Someone listened to a podcast from Weightlifting Talk from last week and heard some of the banter between Travis Mash and I about difference in lifting styles. His question was simple. “When should I think about getting behind the bar and re-bending my knees?”
That answer is far from simple and you could talk to 100 different coaches and get 100 different answers. Personally I don’t teach re-bending the knees and I don’t teach getting behind the bar. Anyone who knows how to jump will do that all on their own. I know this is an old-school way of thinking and a very traditional approach to the lifts. However, the reality is that a lifter with significant amount of weight on the bar is naturally not going to want to hold that extreme amount of tension for an extreme amount of time in their hamstrings and posterior chain. For that reason it is always going to be a fight to stay over the bar with their shoulders and to keep their knees back. Teaching a lifter to push their knees to the bar and pull the shoulders behind the bar, even at the appropriate time, more often than not leads to an early second pull and swinging him the barbell out in front of their body. I do not teach the re-bend of the knee in the same way that nobody teaches LeBron James to bend his knees when he goes to jump and dunk a basketball. It’s a natural part of hip extension and, especially for beginners, it can make the lift more complex than it needs to be. Teaching the lifter to be explosive and extend the hip naturally creates a re-bended me.
Here’s what I know that statement is going to do. First, it will likely create some banter and some arguments among new and old weightlifting coaches alike. The one thing every weightlifting coach agrees on is that everyone else is wrong. That likely is the only thing we will ever agree on. The other reaction to that approach to the lifts will be an attack on my coaching credibility and potentially an attack on my capability to coach successfully. Those attacks will serve as a source for humor tomorrow.
Here’s the truth of the matter. Most coaches I know (noticed that I said most) encourage the lifters to delay the re-bending of the knee for as long as possible and keep the shoulders over the bar as long as possible. Even coaches who teach the re-bending of the knee encourage lifters to keep their knees back and shoulders in front of the bar as long as possible in order to create more hamstring tension and therefore more bar speed. Even those coaches out there with a very different view of the lifts then me agree that hamstring tension is good for the successful completion of a snatch or a clean and would agree that delaying the re-bended knee for as long as possible is a good thing.
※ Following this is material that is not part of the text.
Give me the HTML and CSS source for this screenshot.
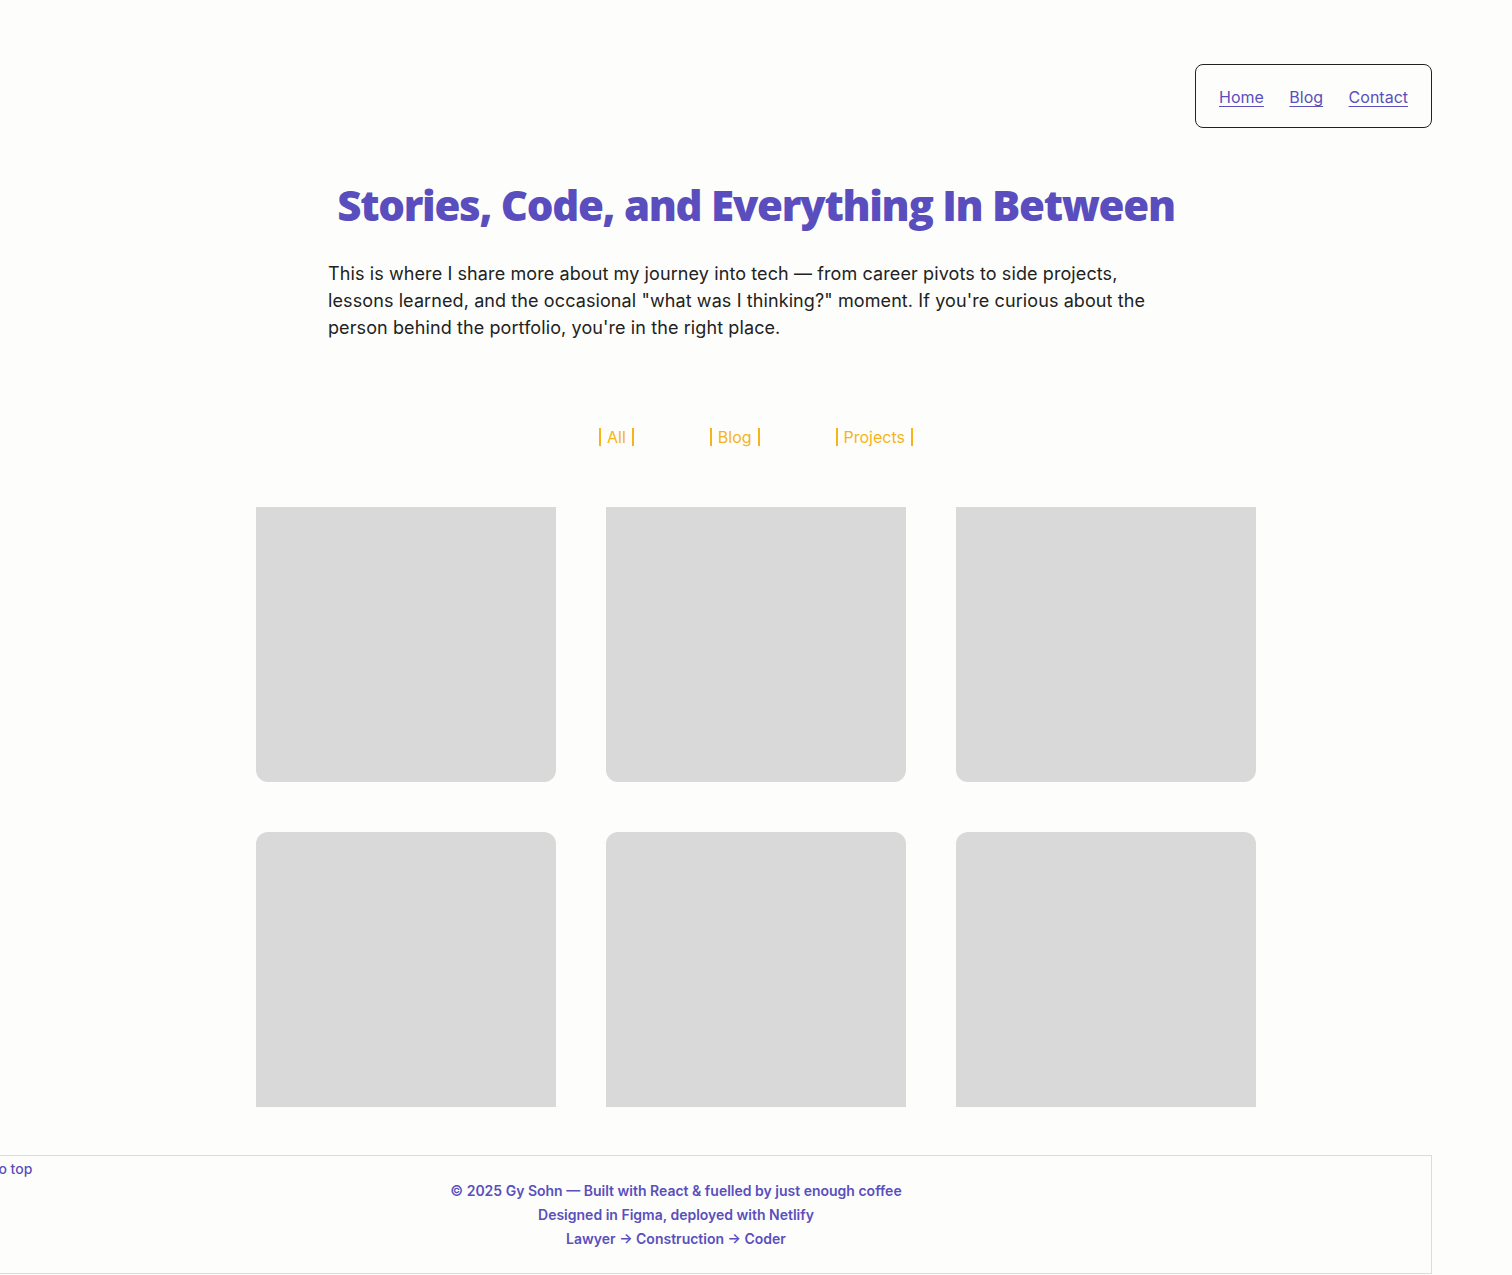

I wanted to clear up my understanding and viewpoint on this portion of the lift and encourage lifters who struggle keeping the shoulders over the bar to transition their mindset away from a purposeful re-bending of the knee. Stay over the bar, continue to drive through your feet with your knees back for as long as possible, and only at the very last second allow an explosive hip extension to create the re-bend and pull the shoulders behind the bar. Watch great lifters. Many of them lift this way.